---------- PROVIDED MATERIAL ----------
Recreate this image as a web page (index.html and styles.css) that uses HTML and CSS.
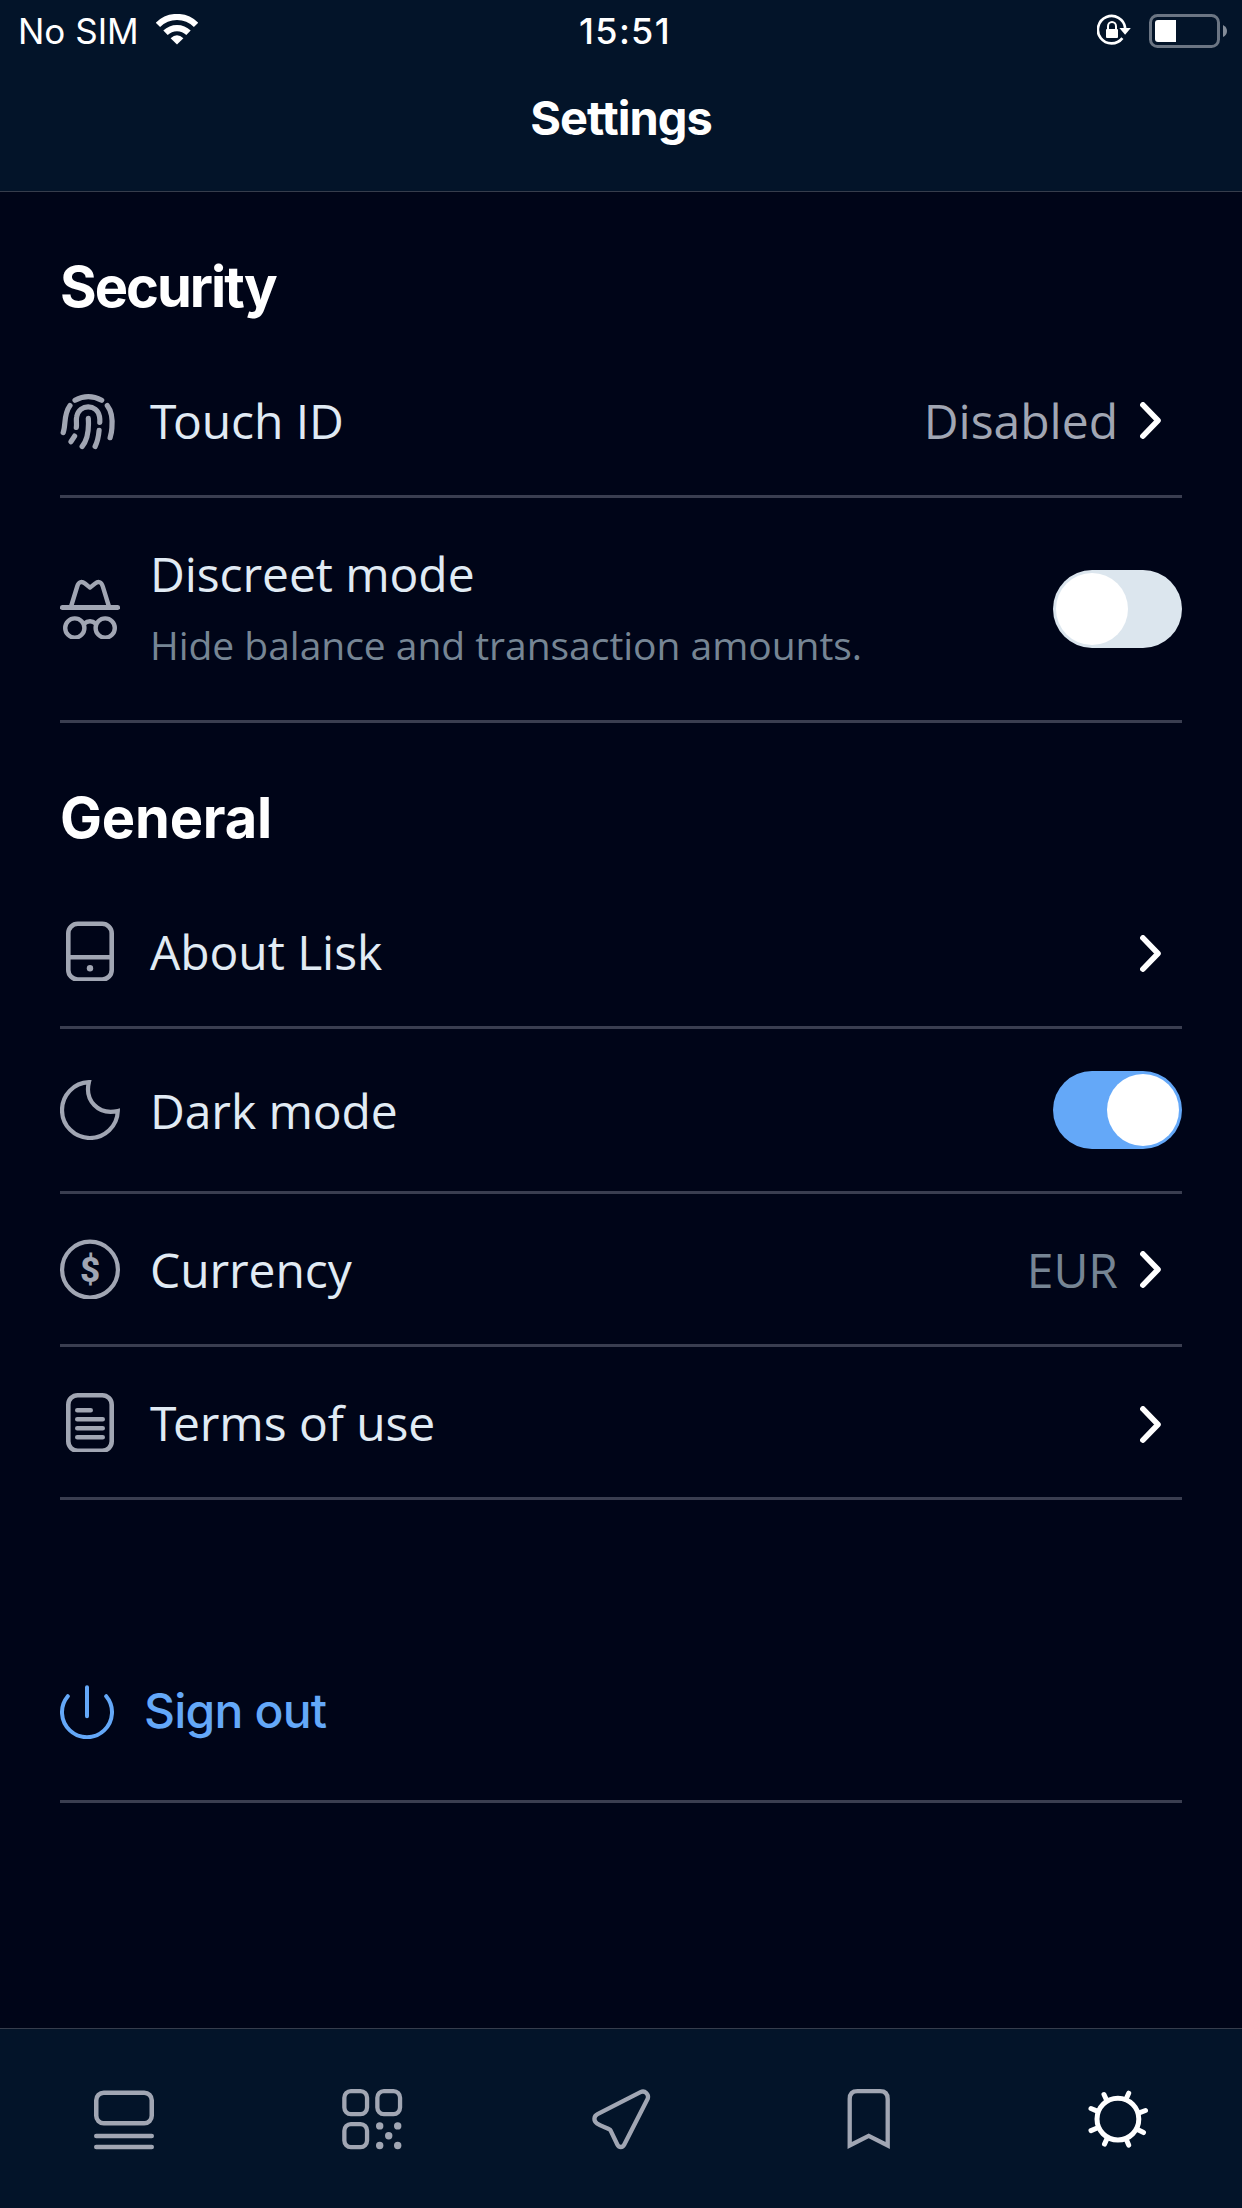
FILE: index.html
```html
<!DOCTYPE html>
<html lang="en">
<head>
<meta charset="utf-8">
<title>Settings</title>
<link rel="stylesheet" href="styles.css">
</head>
<body>
<div class="screen">
  <header class="header">
    <div class="status">
      <div class="status-left">
        <span class="carrier">No SIM</span>
        <svg class="wifi" width="42" height="31" viewBox="0 0 42 31" fill="none" stroke="currentColor">
          <path d="M1.9 10.9A27 27 0 0 1 40.1 10.9" stroke-width="6.2"/>
          <path d="M9.5 18.8A16.3 16.3 0 0 1 32.5 18.8" stroke-width="6.2"/>
          <path d="M14.6 24.2Q21 18.4 27.4 24.2L21 30.4Z" fill="currentColor" stroke="none"/>
        </svg>
      </div>
      <span class="clock">15:51</span>
      <div class="status-right">
        <svg class="lock" width="36" height="32" viewBox="0 0 36 32" fill="none" stroke="currentColor">
          <path d="M28.2 14A13.7 13.7 0 1 0 25.4 24.2" stroke-width="2.7"/>
          <path d="M22.4 14h11.4l-5.7 6.7z" fill="currentColor" stroke="none"/>
          <rect x="9" y="15" width="12" height="9" rx="1" fill="currentColor" stroke="none"/>
          <path d="M11 15.5v-3.2a4 4.3 0 0 1 8 0v3.2" stroke-width="2"/>
        </svg>
        <svg class="battery" width="78" height="34" viewBox="0 0 78 34" fill="none">
          <rect x="1.5" y="1.5" width="68" height="31" rx="7" stroke="#6b7583" stroke-width="3"/>
          <path d="M74 11q4 2 4 6t-4 6z" fill="#848c98"/>
          <path d="M9 6h18v22H9q-3 0-3-3V9q0-3 3-3z" fill="#fff"/>
        </svg>
      </div>
    </div>
    <h1 class="title">Settings</h1>
  </header>

  <main class="content">
    <section>
      <h2 class="section-title section-title-security">Security</h2>
      <div class="row">
        <svg class="icon" viewBox="0 0 60 60" fill="none" stroke="currentColor" stroke-width="5.2" stroke-linecap="round">
          <path d="M15 10.3Q28.3 2.8 41.7 10.3"/>
          <path d="M10 15.6C3.2 25 6.2 34 3.2 42.6"/>
          <path d="M47.3 15.6Q53.2 23 51.9 38Q51.6 43 50.1 47.7"/>
          <path d="M16.3 37.4C17 34 15.8 30 16.7 26.6C19.3 13.8 37 13.5 39.5 26.6Q40 29.5 39.8 32.4"/>
          <path d="M28.3 28.4C29 39 28.5 49 22.1 56.5"/>
          <path d="M39.1 40.4Q38.3 50 35.1 56.5"/>
          <path d="M14.6 46.1L11 51.7"/>
        </svg>
        <span class="label"><span class="kern">T</span>ouch ID</span>
        <span class="value value-state">Disabled</span>
        <svg class="chevron" viewBox="0 0 21 37"><path d="M2.9 2.9L18 18.5L2.9 34.1"/></svg>
      </div>
      <div class="row row-tall">
        <svg class="icon" viewBox="0 0 60 60" fill="none" stroke="currentColor" stroke-width="4.4" stroke-linecap="round" stroke-linejoin="round">
          <path d="M2.4 28.4H57.6" stroke-width="5"/>
          <path d="M11.2 27L17.2 7.5C18.6 2.6 21.6 2 25 4.6L30 8.6L35 4.6C38.4 2 41.4 2.6 42.8 7.5L48.8 27"/>
          <circle cx="14.8" cy="49" r="9.6"/>
          <circle cx="45.2" cy="49" r="9.6"/>
          <path d="M24 44.7Q30 39.7 36 44.7"/>
        </svg>
        <div class="copy">
          <span class="label">Discreet mode</span>
          <span class="hint">Hide balance and transaction amounts.</span>
        </div>
        <span class="toggle"></span>
      </div>
    </section>

    <section>
      <h2 class="section-title section-title-general">General</h2>
      <div class="row">
        <svg class="icon" viewBox="0 0 60 60" fill="none" stroke="currentColor" stroke-width="4.6">
          <rect x="8.3" y="2.8" width="43.4" height="55.7" rx="9.5"/>
          <path d="M8 36.2H52"/>
          <circle cx="30" cy="47.2" r="3.2" fill="currentColor" stroke="none"/>
        </svg>
        <span class="label">About Lisk</span>
        <svg class="chevron chevron-alone" viewBox="0 0 21 37"><path d="M2.9 2.9L18 18.5L2.9 34.1"/></svg>
      </div>
      <div class="row row-dark">
        <svg class="icon" viewBox="0 0 60 60" fill="none" stroke="currentColor" stroke-width="4.2">
          <path d="M28.9 2.2A27.9 27.9 0 1 0 57.8 31C38 35.5 24.5 20 28.9 2.2Z"/>
        </svg>
        <span class="label">Dark mode</span>
        <span class="toggle toggle-on"></span>
      </div>
      <div class="row">
        <svg class="icon" viewBox="0 0 60 60" fill="none" stroke="currentColor" stroke-width="4.2">
          <circle cx="30" cy="30.6" r="27.9"/>
          <text class="dollar" x="30.2" y="43.2" text-anchor="middle">$</text>
        </svg>
        <span class="label">Currency</span>
        <span class="value">EUR</span>
        <svg class="chevron" viewBox="0 0 21 37"><path d="M2.9 2.9L18 18.5L2.9 34.1"/></svg>
      </div>
      <div class="row">
        <svg class="icon" viewBox="0 0 60 60" fill="none" stroke="currentColor" stroke-width="4.6" stroke-linecap="round">
          <rect x="8.3" y="3.2" width="43.4" height="55.6" rx="9.5"/>
          <path d="M17.3 18.3H30.7M17.3 27.3H42.7M17.3 36.3H42.7M17.3 45.3H42.7"/>
        </svg>
        <span class="label"><span class="kern">T</span>erms of use</span>
        <svg class="chevron chevron-alone" viewBox="0 0 21 37"><path d="M2.9 2.9L18 18.5L2.9 34.1"/></svg>
      </div>
    </section>

    <div class="row row-signout">
      <svg class="power" viewBox="0 0 54 54" fill="none" stroke="currentColor" stroke-width="4" stroke-linecap="round">
        <path d="M27 2.2V31.2M7.8 11.2A25 25 0 1 0 46.2 11.2"/>
      </svg>
      <span class="signout">Sign out</span>
    </div>
  </main>

  <nav class="tabs">
    <div class="tab">
      <svg class="icon" viewBox="0 0 60 60" fill="none" stroke="currentColor" stroke-width="4.5" stroke-linecap="round">
        <rect x="2.25" y="3.75" width="55.5" height="30.5" rx="7.5"/>
        <path d="M2.25 47H57.75M2.25 58H57.75"/>
      </svg>
    </div>
    <div class="tab">
      <svg class="icon" viewBox="0.8 0 60 60" fill="none" stroke="currentColor" stroke-width="4.3">
        <rect x="2.15" y="2.15" width="22.7" height="22.9" rx="6.5"/>
        <rect x="35.15" y="2.15" width="22.7" height="22.9" rx="6.5"/>
        <rect x="2.15" y="35.15" width="22.7" height="22.9" rx="6.5"/>
        <g fill="currentColor" stroke="none">
          <circle cx="37.5" cy="36.9" r="3.7"/><circle cx="55.5" cy="36.9" r="3.7"/>
          <circle cx="46.5" cy="46.8" r="3.7"/>
          <circle cx="37.5" cy="56.5" r="3.7"/><circle cx="55.5" cy="56.5" r="3.7"/>
        </g>
      </svg>
    </div>
    <div class="tab">
      <svg class="icon" viewBox="0 0 60 60" fill="none" stroke="currentColor" stroke-width="4.3" stroke-linejoin="round">
        <path d="M49.5 3.2L6.5 25.2C2.6 27.2 2.4 32 6 34.5C10.5 37.5 15 38.6 19.3 40.8L26.3 55.5C27.8 58.8 31.7 58.8 33.3 55.5L56.8 9.5C58 5.5 54 .9 49.5 3.2Z"/>
      </svg>
    </div>
    <div class="tab">
      <svg class="icon" viewBox="0 0 60 60" fill="none" stroke="currentColor" stroke-width="4.3">
        <path d="M10.7 56.4V10Q10.7 2.2 18.5 2.2H41Q48.7 2.2 48.7 10V56.4L29.7 46.9Z"/>
      </svg>
    </div>
    <div class="tab tab-active">
      <svg class="icon" viewBox="0 0 60 60" fill="none" stroke="currentColor" stroke-width="5" stroke-linecap="round">
        <circle cx="29.9" cy="30.1" r="20.9"/>
        <path d="M37.9 10.5L40.7 4.2M50.5 24.2L57.5 21.5M49.5 40.6L55.5 43.6M38 49.8L40.7 56.1M19.4 48.8L16.5 55.1M9.8 38.8L3 41.6M9.8 22.4L3 19.5M18.9 11.7L16 5.5"/>
      </svg>
    </div>
  </nav>
</div>
</body>
</html>
```
FILE: styles.css
```css
* { box-sizing: border-box; }

body {
  margin: 0;
  background: #000518;
  color: #e1ebf4;
  font-family: "Open Sans", "Noto Sans", sans-serif;
}

svg { display: block; flex: none; }

.screen {
  display: flex;
  flex-direction: column;
  height: 2208px;
}

.header {
  height: 192px;
  background: #031429;
  border-bottom: 1px solid #363d4c;
  color: #fff;
  font-family: Inter, sans-serif;
}

.status {
  display: grid;
  grid-template-columns: 1fr auto 1fr;
  align-items: center;
  height: 60px;
  padding: 0 15px 0 18px;
}

.status-left, .status-right { display: flex; align-items: center; }
.status-left { gap: 17px; }
.status-right { justify-content: flex-end; gap: 16px; }

.carrier { font-size: 35px; line-height: 60px; padding-top: 1px; }
.clock { font-size: 36px; line-height: 60px; font-weight: 500; letter-spacing: 1.3px; padding: 1px 0 0 5px; }
.lock, .wifi { margin-bottom: 2px; }

.title {
  margin: 26px 0 0;
  font-size: 47px;
  line-height: 64px;
  font-weight: 700;
  letter-spacing: -1px;
  text-align: center;
}

.content { flex: 1; padding: 0 60px; }

.section-title {
  margin: 0;
  height: 153px;
  padding-top: 60px;
  color: #fff;
  font-family: Inter, sans-serif;
  font-size: 56px;
  line-height: 70px;
  font-weight: 700;
}

.section-title-security { letter-spacing: -2px; }
.section-title-general { letter-spacing: -0.2px; }

.row {
  display: flex;
  align-items: center;
  height: 153px;
  border-bottom: 3px solid #3a3e50;
}

.row-tall { height: 225px; }
.row-dark { height: 165px; }

.icon { width: 60px; height: 60px; color: #a1a6b3; }

.row > .icon { margin-right: 30px; }

.label {
  flex: 1;
  font-size: 48px;
  line-height: 65px;
  letter-spacing: -0.08px;
}

.kern { letter-spacing: -3.5px; }

.copy {
  flex: 1;
  display: flex;
  flex-direction: column;
  gap: 12px;
  padding-bottom: 7px;
}

.hint { color: #768594; font-size: 39px; line-height: 53px; letter-spacing: -0.03px; }

.value { margin-right: 22px; color: #768594; font-size: 48px; line-height: 65px; }
.value-state { color: #a1a6b3; }

.chevron {
  width: 21px;
  height: 37px;
  margin-right: 21px;
  fill: none;
  stroke: #fff;
  stroke-width: 5.6;
  stroke-linecap: round;
  stroke-linejoin: round;
}

.chevron-alone { margin-top: 5px; }

.toggle {
  width: 129px;
  height: 78px;
  padding: 3px;
  border-radius: 39px;
  background: #dce6ee;
}

.toggle::before {
  content: "";
  display: block;
  width: 72px;
  height: 72px;
  border-radius: 50%;
  background: #fff;
}

.toggle-on { background: #64a8f8; }
.toggle-on::before { margin-left: auto; }

.dollar {
  fill: currentColor;
  stroke: none;
  font: 800 35px Roboto, sans-serif;
}

.row-signout {
  height: 179px;
  margin-top: 124px;
  color: #64a8f8;
}

.power { width: 54px; height: 54px; margin-right: 30px; }

.signout { font-family: Inter, sans-serif; font-size: 48px; line-height: 60px; font-weight: 500; letter-spacing: -0.8px; padding-bottom: 3px; }

.tabs {
  display: flex;
  height: 180px;
  background: #031429;
  border-top: 1px solid #363d4c;
}

.tab { flex: 1; display: flex; align-items: center; justify-content: center; }
.tab-active .icon { color: #fff; }
.tabs .icon { overflow: visible; }
```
----------
#### PROBLEM TO SOLVE
Collect the lines of the data that carry the word "index".

#### PROBLEM SOLUTION
Recreate this image as a web page (index.html and styles.css) that uses HTML and CSS.
FILE: index.html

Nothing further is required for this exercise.